The prose of the story is heavy with sensory detail, creating an atmosphere that is both claustrophobic and haunting. The author uses words like "fever," "slurry," and "oppressive" to establish a setting where nature is not merely a backdrop but an active, hostile antagonist. The descriptions of the water—"warm and thick," tasting of "copper" and "mold"—evoke a sense of physical sickness that mirrors Stefan's internal state. This sensory immersion ensures that the reader feels the "weight" of the environment just as acutely as the protagonist does.

Pacing is used effectively to mirror the rising and falling of the tide. The narrative begins with a slow, laborious wade through the flooded streets, reflecting the stagnation of the town. This gives way to the frantic energy of the storm and the discovery of the letters, before settling into the "silver silence" of the early morning. The shift from the "bruised purple" of the storm-tossed evening to the "sheet of gold" at sunrise signals a tonal transition from gothic despair to a quiet, tentative hope.
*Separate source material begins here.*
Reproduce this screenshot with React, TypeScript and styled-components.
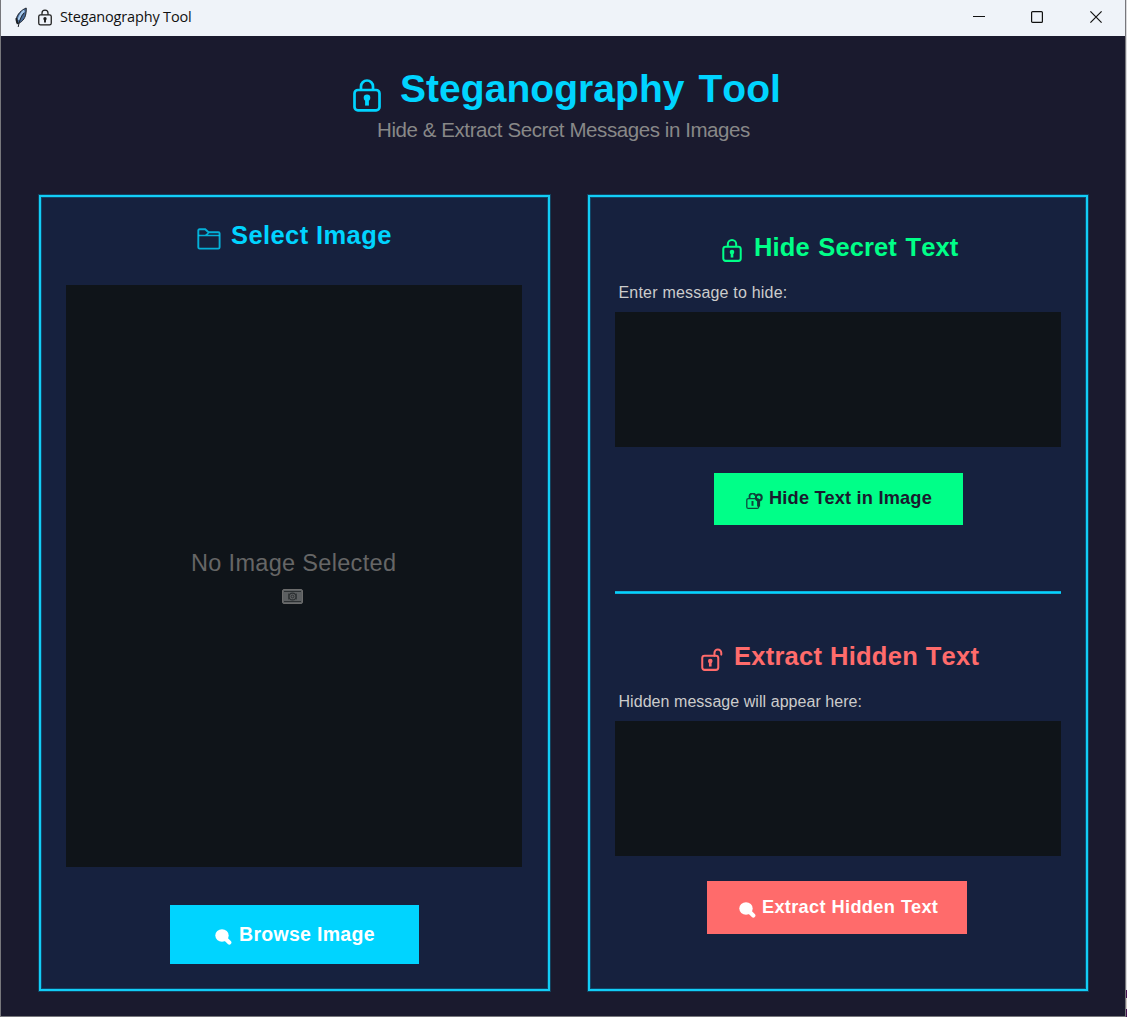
import React from "react";
import styled, { createGlobalStyle } from "styled-components";

const color = {
  bg: "#1a1a2e",
  panel: "#16213e",
  well: "#0f1419",
  cyan: "#00d4ff",
  green: "#00ff88",
  red: "#ff6b6b",
};

const GlobalStyle = createGlobalStyle`
  * { box-sizing: border-box; }
  html, body { margin: 0; padding: 0; background: ${color.bg}; }
  body { font-family: "Liberation Sans", Arial, sans-serif; font-kerning: none; overflow: hidden; }
  svg { display: block; flex: none; }
`;

const Desktop = styled.div`
  display: flex;
  width: 1127px;
  height: 1017px;
`;

const DesktopEdge = styled.div`
  width: 1px;
  background: linear-gradient(#d9d9dc 0 990px, #46104f 990px 998px, #cfc8c4 998px 1009px, #46104f 1009px);
`;

const Window = styled.div`
  width: 1126px;
  display: flex;
  flex-direction: column;
  background: ${color.bg};
  border: solid #77777c;
  border-width: 0 1px 1px 1px;
`;

const TitleBar = styled.header`
  height: 36px;
  flex: none;
  display: flex;
  align-items: center;
  padding: 0 0 2px 13px;
  background: #eff3f9;
`;

const Caption = styled.span`
  margin-left: 8px;
  flex: 1;
  font: 14.5px/20px "Open Sans", "Noto Sans", sans-serif;
  letter-spacing: -0.17px;
  color: #111;
`;

const WindowButtons = styled.div`
  display: flex;
`;

const WindowButton = styled.div`
  width: 58.5px;
  height: 34px;
  display: flex;
  align-items: center;
  justify-content: center;
`;

const Header = styled.div`
  height: 159px;
  flex: none;
  padding-top: 28px;
`;

const Row = styled.div<{ $h: number; $pad?: number; $drop?: number }>`
  height: ${(p) => p.$h}px;
  display: flex;
  align-items: center;
  padding-left: ${(p) => p.$pad ?? 0}px;
  & > svg { margin-top: ${(p) => p.$drop ?? 0}px; }
`;

const LabelRow = styled(Row)`
  padding-top: 9px;
`;

const Text = styled.span<{
  $size: number;
  $color: string;
  $bold?: boolean;
  $track?: number;
  $word?: number;
  $gap?: number;
}>`
  font-size: ${(p) => p.$size}px;
  line-height: 1.2;
  font-weight: ${(p) => (p.$bold ? 700 : 400)};
  color: ${(p) => p.$color};
  letter-spacing: ${(p) => p.$track ?? 0}px;
  word-spacing: ${(p) => p.$word ?? 0}px;
  margin-left: ${(p) => p.$gap ?? 0}px;
  white-space: nowrap;
`;

const Title = styled(Text)`
  padding-top: 2px;
`;

const Panels = styled.main`
  display: grid;
  grid-template-columns: 511px 500px;
  grid-template-rows: 796px;
  column-gap: 38px;
  padding-left: 38px;
`;

const Panel = styled.section`
  background: ${color.panel};
  border: 2px solid #12cdf6;
  box-shadow: 0 0 0 1px rgba(0, 160, 205, 0.3), inset 0 0 0 1px rgba(0, 160, 205, 0.3);
  padding: 0 25px;
`;

const ImageWell = styled.div`
  width: 456px;
  height: 582px;
  margin-top: 26px;
  background: ${color.well};
  padding-top: 263px;
`;

const TextWell = styled.textarea`
  display: block;
  width: 446px;
  height: 135px;
  border: 0;
  resize: none;
  padding: 0;
  outline: none;
  background: ${color.well};
  color: #fff;
`;

const Button = styled.button<{ $bg: string; $w: number; $h: number; $x: number; $top: number; $pad: number; $drop: number }>`
  display: flex;
  align-items: center;
  border: 0;
  font-family: inherit;
  background: ${(p) => p.$bg};
  width: ${(p) => p.$w}px;
  height: ${(p) => p.$h}px;
  margin: ${(p) => p.$top}px 0 0 ${(p) => p.$x}px;
  padding: 0 0 0 ${(p) => p.$pad}px;
  & > svg { margin-top: ${(p) => p.$drop}px; }
`;

const Divider = styled.hr`
  height: 3px;
  margin: 66px 0 0;
  border: 0;
  background: linear-gradient(#10b0da 0 1px, ${color.cyan} 1px 2px, #10b0da 2px);
`;

const Section = styled.div<{ $top: number }>`
  padding-top: ${(p) => p.$top}px;
`;

function Lock({ w, h, stroke, line, open }: { w: number; h: number; stroke: string; line: number; open?: boolean }) {
  const body = open ? 26 : 28;
  return (
    <svg width={w} height={h} viewBox={open ? "0 0 31 33" : "0 0 28 33"} fill="none" stroke={stroke} strokeWidth={line}>
      <rect x="1.5" y="11" width={body - 3} height="20.4" rx="3.4" />
      {open ? (
        <path d="M19 11V7a4.8 4.8 0 0 1 9.800 0V9.500" strokeLinecap="round" />
      ) : (
        <path d="M8 11V7.500a6 6 0 0 1 12 0V11" />
      )}
      <circle cx={body / 2} cy="18.800" r="3.300" fill={stroke} stroke="none" />
      <path d={`M${body / 2} 19V26.600`} strokeWidth="3.800" />
    </svg>
  );
}

function Feather() {
  return (
    <svg width="14" height="21" viewBox="0 0 14 21">
      <path d="M12.200 1C8 2.600 3 7 2.200 12.500c-.2 2 .7 3.400 1.300 4.200C7.500 15.500 11 12 11.800 7c.3-2 .7-4.200.4-6Z" fill="#486b99" stroke="#20242c" strokeWidth="1" />
      <path d="M10.200 3.500C7.300 6 5.600 9 4.600 13" stroke="#a9cbed" strokeWidth="2" fill="none" />
      <path d="M10 6C7 9.500 5.200 14 4.200 20" stroke="#22262d" strokeWidth="1" fill="none" />
      <path d="M2.300 11l1.400 6" stroke="#1d2025" strokeWidth="1.800" />
    </svg>
  );
}

function Folder() {
  return (
    <svg width="24" height="22" viewBox="0 0 24 22" fill="none" stroke={color.cyan} strokeWidth="1.900" strokeOpacity="0.8">
      <path d="M1.300 19V2.600Q1.300 1.300 2.600 1.300H8.200L11.500 4.200H21.300Q22.600 4.200 22.600 5.500V19.200Q22.600 20.600 21.300 20.600H2.600Q1.300 20.600 1.300 19Z" />
      <path d="M1.300 7.400H8.500L11.500 5.200M8.500 7.400H22.600" strokeWidth="1.500" />
    </svg>
  );
}

function Camera() {
  return (
    <svg width="21" height="15" viewBox="0 0 21 15">
      <rect x=".5" y=".5" width="20" height="14" rx="1.500" fill="#5c5f61" stroke="#6c6c6c" />
      <path d="M2 2.500H19M2 12.500H19" stroke="#2c3032" strokeWidth="1" />
      <path d="M6.500 4.500v6M14.500 4.500v6" stroke="#383c3e" strokeWidth="1" />
      <circle cx="10.500" cy="7.500" r="3.400" fill="#5e6062" stroke="#2c3032" strokeWidth="1.100" />
      <circle cx="10.500" cy="7.500" r="1.400" fill="none" stroke="#2c3032" strokeWidth="1" />
    </svg>
  );
}

function Magnifier() {
  return (
    <svg width="17" height="16" viewBox="0 0 17 16">
      <ellipse cx="7" cy="6.500" rx="6.700" ry="6.200" fill="#fff" />
      <path d="M10.500 9.800l3.800 3.800" stroke="#fff" strokeWidth="4.200" strokeLinecap="round" />
    </svg>
  );
}

function LockKey() {
  return (
    <svg width="17" height="17" viewBox="0 0 17 17" fill="none" stroke="#0c4a3e" strokeWidth="1.300">
      <rect x=".8" y="5.600" width="11.800" height="9.800" rx="1.500" />
      <path d="M3.600 5.600V4a2.800 2.800 0 0 1 5.800-1.200" strokeWidth="1.800" />
      <path d="M6.500 8V12.800" strokeWidth="2" />
      <circle cx="12.800" cy="4.400" r="2.900" stroke="#103c38" strokeWidth="2.100" />
      <path d="M12.600 7V13.600" stroke="#103c38" strokeWidth="3" />
    </svg>
  );
}

export default function App() {
  return (
    <Desktop>
      <GlobalStyle />
      <Window>
        <TitleBar>
          <Feather />
          <Row $h={34} $pad={10}>
            <Lock w={14} h={17} stroke="#1b1b1b" line={2.5} />
          </Row>
          <Caption>Steganography Tool</Caption>
          <WindowButtons>
            <WindowButton>
              <svg width="12" height="12"><path d="M0 5.500H12" stroke="#111" /></svg>
            </WindowButton>
            <WindowButton>
              <svg width="12" height="12"><rect x=".6" y=".6" width="10.800" height="10.800" rx="1" fill="none" stroke="#111" strokeWidth="1.200" /></svg>
            </WindowButton>
            <WindowButton>
              <svg width="12" height="12"><path d="M.4 .4L11.600 11.600M11.600 .4L.4 11.600" stroke="#111" strokeWidth="1.200" /></svg>
            </WindowButton>
          </WindowButtons>
        </TitleBar>

        <Header>
          <Row $h={49} $pad={352} $drop={14}>
            <Lock w={28} h={33} stroke={color.cyan} line={2.7} />
            <Title $size={39} $color={color.cyan} $bold $track={0.05} $word={3} $gap={19}>Steganography Tool</Title>
          </Row>
          <Row $h={34} $pad={376}>
            <Text $size={20.5} $color="#888888" $track={-0.42}>Hide &amp; Extract Secret Messages in Images</Text>
          </Row>
        </Header>

        <Panels>
          <Panel>
            <Section $top={14}>
              <Row $h={48} $pad={131} $drop={7}>
                <Folder />
                <Text $size={25.5} $color={color.cyan} $bold $track={0.4} $gap={10}>Select Image</Text>
              </Row>
            </Section>
            <ImageWell>
              <Row $h={30} $pad={125}>
                <Text $size={23.5} $color="#666666" $track={0.32}>No Image Selected</Text>
              </Row>
              <Row $h={37} $pad={216}>
                <Camera />
              </Row>
            </ImageWell>
            <Button $bg={color.cyan} $w={249} $h={59} $x={104} $top={38} $pad={45} $drop={5}>
              <Magnifier />
              <Text $size={19.5} $color="#ffffff" $bold $track={0.3} $gap={7}>Browse Image</Text>
            </Button>
          </Panel>

          <Panel>
            <Section $top={32}>
              <Row $h={36} $pad={107} $drop={7}>
                <Lock w={20} h={23} stroke={color.green} line={2.9} />
                <Text $size={25.5} $color={color.green} $bold $track={0.1} $word={1.5} $gap={12}>Hide Secret Text</Text>
              </Row>
              <LabelRow $h={47} $pad={3.5}>
                <Text $size={16} $color="#cccccc" $track={0.2}>Enter message to hide:</Text>
              </LabelRow>
              <TextWell />
            </Section>
            <Button $bg={color.green} $w={249} $h={52} $x={99} $top={26} $pad={32} $drop={4}>
              <LockKey />
              <Text $size={18.2} $color="#1a1a2e" $bold $track={0.2} $gap={6}>Hide Text in Image</Text>
            </Button>
            <Divider />
            <Section $top={44}>
              <Row $h={36} $pad={86} $drop={7}>
                <Lock w={22} h={23} stroke={color.red} line={2.9} open />
                <Text $size={25.5} $color={color.red} $bold $track={0.25} $word={0.5} $gap={11}>Extract Hidden Text</Text>
              </Row>
              <LabelRow $h={47} $pad={3.5}>
                <Text $size={16} $color="#cccccc" $track={0.05}>Hidden message will appear here:</Text>
              </LabelRow>
              <TextWell />
            </Section>
            <Button $bg={color.red} $w={260} $h={53} $x={92} $top={25} $pad={32} $drop={5}>
              <Magnifier />
              <Text $size={18.2} $color="#ffffff" $bold $track={0.3} $word={0.5} $gap={6}>Extract Hidden Text</Text>
            </Button>
          </Panel>
        </Panels>
      </Window>
      <DesktopEdge />
    </Desktop>
  );
}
The "high-pitched electric whine" of the failing tech provides a sharp, mechanical contrast to the "low moan" of the natural world.
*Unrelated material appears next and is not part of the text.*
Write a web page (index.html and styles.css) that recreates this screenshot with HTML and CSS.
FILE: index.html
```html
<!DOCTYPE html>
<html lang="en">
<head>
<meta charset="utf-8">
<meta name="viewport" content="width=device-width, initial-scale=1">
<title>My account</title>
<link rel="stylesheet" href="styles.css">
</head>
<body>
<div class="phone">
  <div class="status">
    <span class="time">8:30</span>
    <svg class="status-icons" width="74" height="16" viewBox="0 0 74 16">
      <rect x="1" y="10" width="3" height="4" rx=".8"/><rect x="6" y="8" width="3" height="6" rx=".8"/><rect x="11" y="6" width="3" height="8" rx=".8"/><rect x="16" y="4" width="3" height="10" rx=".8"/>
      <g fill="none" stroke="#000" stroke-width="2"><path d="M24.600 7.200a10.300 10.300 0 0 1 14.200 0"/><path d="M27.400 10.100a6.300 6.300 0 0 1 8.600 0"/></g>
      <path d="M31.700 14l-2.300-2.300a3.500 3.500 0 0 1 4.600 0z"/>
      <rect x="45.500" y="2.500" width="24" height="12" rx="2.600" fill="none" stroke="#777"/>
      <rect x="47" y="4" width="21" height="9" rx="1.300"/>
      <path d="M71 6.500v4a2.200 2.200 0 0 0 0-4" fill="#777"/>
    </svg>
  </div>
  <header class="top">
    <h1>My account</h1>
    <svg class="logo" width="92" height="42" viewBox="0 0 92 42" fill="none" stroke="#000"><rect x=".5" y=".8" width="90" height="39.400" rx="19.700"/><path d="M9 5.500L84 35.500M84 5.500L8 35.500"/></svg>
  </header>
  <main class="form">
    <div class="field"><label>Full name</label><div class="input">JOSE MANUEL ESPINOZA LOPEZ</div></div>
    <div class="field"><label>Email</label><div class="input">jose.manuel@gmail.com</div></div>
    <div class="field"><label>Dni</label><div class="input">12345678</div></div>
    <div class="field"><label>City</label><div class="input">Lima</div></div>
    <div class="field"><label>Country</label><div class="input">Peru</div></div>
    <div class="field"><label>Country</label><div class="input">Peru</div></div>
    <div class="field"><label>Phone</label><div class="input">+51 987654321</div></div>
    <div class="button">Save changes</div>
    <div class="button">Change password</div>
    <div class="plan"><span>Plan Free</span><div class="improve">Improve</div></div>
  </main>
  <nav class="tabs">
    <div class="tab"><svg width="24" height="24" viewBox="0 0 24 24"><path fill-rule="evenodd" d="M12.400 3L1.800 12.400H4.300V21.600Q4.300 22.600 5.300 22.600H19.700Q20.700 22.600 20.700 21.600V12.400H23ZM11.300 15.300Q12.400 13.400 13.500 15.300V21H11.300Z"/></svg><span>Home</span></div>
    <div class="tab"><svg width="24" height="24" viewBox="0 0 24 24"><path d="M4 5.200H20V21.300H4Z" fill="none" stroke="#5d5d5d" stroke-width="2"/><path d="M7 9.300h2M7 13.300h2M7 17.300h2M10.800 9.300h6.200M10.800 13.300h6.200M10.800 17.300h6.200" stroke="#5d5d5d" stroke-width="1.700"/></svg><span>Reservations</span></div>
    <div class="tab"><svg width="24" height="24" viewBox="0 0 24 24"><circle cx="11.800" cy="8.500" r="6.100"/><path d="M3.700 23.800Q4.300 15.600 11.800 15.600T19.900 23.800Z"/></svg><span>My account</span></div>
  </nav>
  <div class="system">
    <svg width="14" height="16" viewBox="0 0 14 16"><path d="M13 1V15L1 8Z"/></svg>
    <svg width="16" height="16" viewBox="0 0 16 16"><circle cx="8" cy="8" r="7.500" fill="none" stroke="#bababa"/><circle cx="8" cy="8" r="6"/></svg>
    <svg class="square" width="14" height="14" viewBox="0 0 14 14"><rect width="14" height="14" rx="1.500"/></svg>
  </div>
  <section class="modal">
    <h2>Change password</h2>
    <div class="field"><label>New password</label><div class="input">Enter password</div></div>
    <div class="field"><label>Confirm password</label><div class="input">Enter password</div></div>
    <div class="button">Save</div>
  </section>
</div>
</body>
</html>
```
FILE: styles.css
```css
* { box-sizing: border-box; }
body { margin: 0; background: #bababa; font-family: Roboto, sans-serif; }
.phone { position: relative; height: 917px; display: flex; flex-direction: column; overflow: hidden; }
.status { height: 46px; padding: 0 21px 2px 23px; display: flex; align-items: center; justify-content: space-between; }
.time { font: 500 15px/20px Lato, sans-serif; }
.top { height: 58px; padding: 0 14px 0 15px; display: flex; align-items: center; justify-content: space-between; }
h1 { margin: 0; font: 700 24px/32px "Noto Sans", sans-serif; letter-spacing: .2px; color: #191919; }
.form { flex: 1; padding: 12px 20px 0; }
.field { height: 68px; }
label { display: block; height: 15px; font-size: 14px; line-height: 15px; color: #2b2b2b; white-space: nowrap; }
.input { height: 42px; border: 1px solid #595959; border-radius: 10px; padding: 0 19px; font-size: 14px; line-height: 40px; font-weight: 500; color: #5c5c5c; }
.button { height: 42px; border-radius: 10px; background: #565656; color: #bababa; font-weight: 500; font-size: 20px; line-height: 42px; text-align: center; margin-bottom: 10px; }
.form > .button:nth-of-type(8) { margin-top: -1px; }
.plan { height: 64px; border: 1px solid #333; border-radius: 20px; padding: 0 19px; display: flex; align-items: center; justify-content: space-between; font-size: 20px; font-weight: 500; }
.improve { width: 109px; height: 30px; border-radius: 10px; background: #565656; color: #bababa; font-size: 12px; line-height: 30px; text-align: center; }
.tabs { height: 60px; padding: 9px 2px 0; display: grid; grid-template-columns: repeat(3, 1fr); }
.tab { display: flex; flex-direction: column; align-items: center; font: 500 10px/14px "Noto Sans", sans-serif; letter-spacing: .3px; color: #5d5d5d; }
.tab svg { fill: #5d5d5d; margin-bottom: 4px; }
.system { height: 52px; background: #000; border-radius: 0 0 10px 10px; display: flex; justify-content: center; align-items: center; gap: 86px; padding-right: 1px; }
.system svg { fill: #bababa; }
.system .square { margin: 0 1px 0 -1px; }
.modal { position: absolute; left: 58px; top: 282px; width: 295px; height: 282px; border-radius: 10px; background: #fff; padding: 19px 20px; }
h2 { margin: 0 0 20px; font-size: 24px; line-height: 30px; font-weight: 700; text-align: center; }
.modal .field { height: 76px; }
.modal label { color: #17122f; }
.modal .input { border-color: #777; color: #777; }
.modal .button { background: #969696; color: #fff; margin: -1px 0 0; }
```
The narrative voice is one of melancholic reflection, deeply tied to the protagonist's internal monologue. The author frequently uses the "1995" motif to contrast the vibrant, hot summers of Stefan's youth with the grey, watery reality of his present. This recurring reference point highlights the theme of a "rewritten geography," where the concrete of the past has been replaced by "black sludge." The final imagery of the "single white bird" and the "sharp, clean line" of the horizon provides a stylistic resolution, moving away from the cluttered "ruins" toward a minimalist future.